* REQUIRED WORK:
Every line below is to be copied exactly, with the pictures left out.

— Start of RECORDED INFORMATION —

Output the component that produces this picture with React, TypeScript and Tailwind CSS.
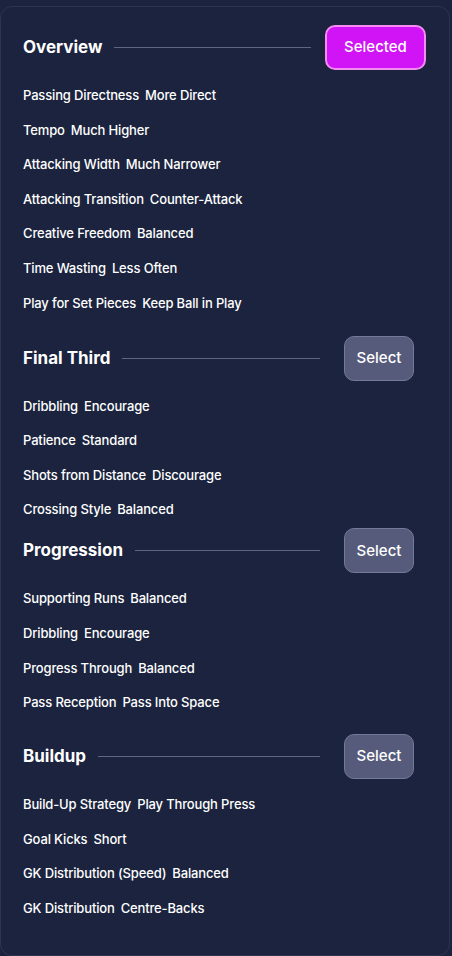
import React from 'react'

type Item = { label: string; value: string }

type Section = {
  title: string
  selected: boolean
  gapTop: string
  items: Item[]
}

const sections: Section[] = [
  {
    title: 'Overview',
    selected: true,
    gapTop: 'mt-0',
    items: [
      { label: 'Passing Directness', value: 'More Direct' },
      { label: 'Tempo', value: 'Much Higher' },
      { label: 'Attacking Width', value: 'Much Narrower' },
      { label: 'Attacking Transition', value: 'Counter-Attack' },
      { label: 'Creative Freedom', value: 'Balanced' },
      { label: 'Time Wasting', value: 'Less Often' },
      { label: 'Play for Set Pieces', value: 'Keep Ball in Play' },
    ],
  },
  {
    title: 'Final Third',
    selected: false,
    gapTop: 'mt-[23px]',
    items: [
      { label: 'Dribbling', value: 'Encourage' },
      { label: 'Patience', value: 'Standard' },
      { label: 'Shots from Distance', value: 'Discourage' },
      { label: 'Crossing Style', value: 'Balanced' },
    ],
  },
  {
    title: 'Progression',
    selected: false,
    gapTop: 'mt-[9px]',
    items: [
      { label: 'Supporting Runs', value: 'Balanced' },
      { label: 'Dribbling', value: 'Encourage' },
      { label: 'Progress Through', value: 'Balanced' },
      { label: 'Pass Reception', value: 'Pass Into Space' },
    ],
  },
  {
    title: 'Buildup',
    selected: false,
    gapTop: 'mt-[22px]',
    items: [
      { label: 'Build-Up Strategy', value: 'Play Through Press' },
      { label: 'Goal Kicks', value: 'Short' },
      { label: 'GK Distribution (Speed)', value: 'Balanced' },
      { label: 'GK Distribution', value: 'Centre-Backs' },
    ],
  },
]

function SectionBlock({ section }: { section: Section }) {
  return (
    <div className={section.gapTop}>
      <div className="flex items-center h-[45px] pl-[22px]">
        <h2 className="text-[17px] font-bold text-white leading-none">
          {section.title}
        </h2>
        <div className="flex-1 h-px bg-[#5d6684] ml-3" />
        {section.selected ? (
          <button className="ml-[14px] mr-[23px] w-[101px] h-[45px] rounded-[10px] bg-[#d014f5] border-2 border-[#f48cf3] text-white text-[15px] font-medium">
            Selected
          </button>
        ) : (
          <button className="ml-[24px] mr-[35px] w-[70px] h-[45px] rounded-[10px] bg-[#565b7b] border border-[#737999] text-white text-[15px] font-medium">
            Select
          </button>
        )}
      </div>
      <ul className="mt-[15px] flex flex-col gap-[14.6px] pl-[22px]">
        {section.items.map((it, i) => (
          <li
            key={i}
            className="text-[13px] leading-[20px] font-medium text-white tracking-[-0.15px]"
          >
            {it.label}
            <span className="ml-[6px]">{it.value}</span>
          </li>
        ))}
      </ul>
    </div>
  )
}

export default function App() {
  return (
    <div
      className="min-h-[956px] w-[452px] bg-[#1b233e] pt-[6px]"
      style={{ fontFamily: 'Inter, "Noto Sans", sans-serif' }}
    >
      <div className="w-[450px] h-[950px] rounded-[12px] border border-[#2c3550] pt-[18px]">
        {sections.map((s) => (
          <SectionBlock key={s.title} section={s} />
        ))}
      </div>
    </div>
  )
}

— End of RECORDED INFORMATION —

* THE SOLUTION:
Output the component that produces this picture with React, TypeScript and Tailwind CSS.
import React from 'react'

type Item = { label: string; value: string }

type Section = {
  title: string
  selected: boolean
  gapTop: string
  items: Item[]
}

const sections: Section[] = [
  {
    title: 'Overview',
    selected: true,
    gapTop: 'mt-0',
    items: [
      { label: 'Passing Directness', value: 'More Direct' },
      { label: 'Tempo', value: 'Much Higher' },
      { label: 'Attacking Width', value: 'Much Narrower' },
      { label: 'Attacking Transition', value: 'Counter-Attack' },
      { label: 'Creative Freedom', value: 'Balanced' },
      { label: 'Time Wasting', value: 'Less Often' },
      { label: 'Play for Set Pieces', value: 'Keep Ball in Play' },
    ],
  },
  {
    title: 'Final Third',
    selected: false,
    gapTop: 'mt-[23px]',
    items: [
      { label: 'Dribbling', value: 'Encourage' },
      { label: 'Patience', value: 'Standard' },
      { label: 'Shots from Distance', value: 'Discourage' },
      { label: 'Crossing Style', value: 'Balanced' },
    ],
  },
  {
    title: 'Progression',
    selected: false,
    gapTop: 'mt-[9px]',
    items: [
      { label: 'Supporting Runs', value: 'Balanced' },
      { label: 'Dribbling', value: 'Encourage' },
      { label: 'Progress Through', value: 'Balanced' },
      { label: 'Pass Reception', value: 'Pass Into Space' },
    ],
  },
  {
    title: 'Buildup',
    selected: false,
    gapTop: 'mt-[22px]',
    items: [
      { label: 'Build-Up Strategy', value: 'Play Through Press' },
      { label: 'Goal Kicks', value: 'Short' },
      { label: 'GK Distribution (Speed)', value: 'Balanced' },
      { label: 'GK Distribution', value: 'Centre-Backs' },
    ],
  },
]

function SectionBlock({ section }: { section: Section }) {
  return (
    <div className={section.gapTop}>
      <div className="flex items-center h-[45px] pl-[22px]">
        <h2 className="text-[17px] font-bold text-white leading-none">
          {section.title}
        </h2>
        <div className="flex-1 h-px bg-[#5d6684] ml-3" />
        {section.selected ? (
          <button className="ml-[14px] mr-[23px] w-[101px] h-[45px] rounded-[10px] bg-[#d014f5] border-2 border-[#f48cf3] text-white text-[15px] font-medium">
            Selected
          </button>
        ) : (
          <button className="ml-[24px] mr-[35px] w-[70px] h-[45px] rounded-[10px] bg-[#565b7b] border border-[#737999] text-white text-[15px] font-medium">
            Select
          </button>
        )}
      </div>
      <ul className="mt-[15px] flex flex-col gap-[14.6px] pl-[22px]">
        {section.items.map((it, i) => (
          <li
            key={i}
            className="text-[13px] leading-[20px] font-medium text-white tracking-[-0.15px]"
          >
            {it.label}
            <span className="ml-[6px]">{it.value}</span>
          </li>
        ))}
      </ul>
    </div>
  )
}

export default function App() {
  return (
    <div
      className="min-h-[956px] w-[452px] bg-[#1b233e] pt-[6px]"
      style={{ fontFamily: 'Inter, "Noto Sans", sans-serif' }}
    >
      <div className="w-[450px] h-[950px] rounded-[12px] border border-[#2c3550] pt-[18px]">
        {sections.map((s) => (
          <SectionBlock key={s.title} section={s} />
        ))}
      </div>
    </div>
  )
}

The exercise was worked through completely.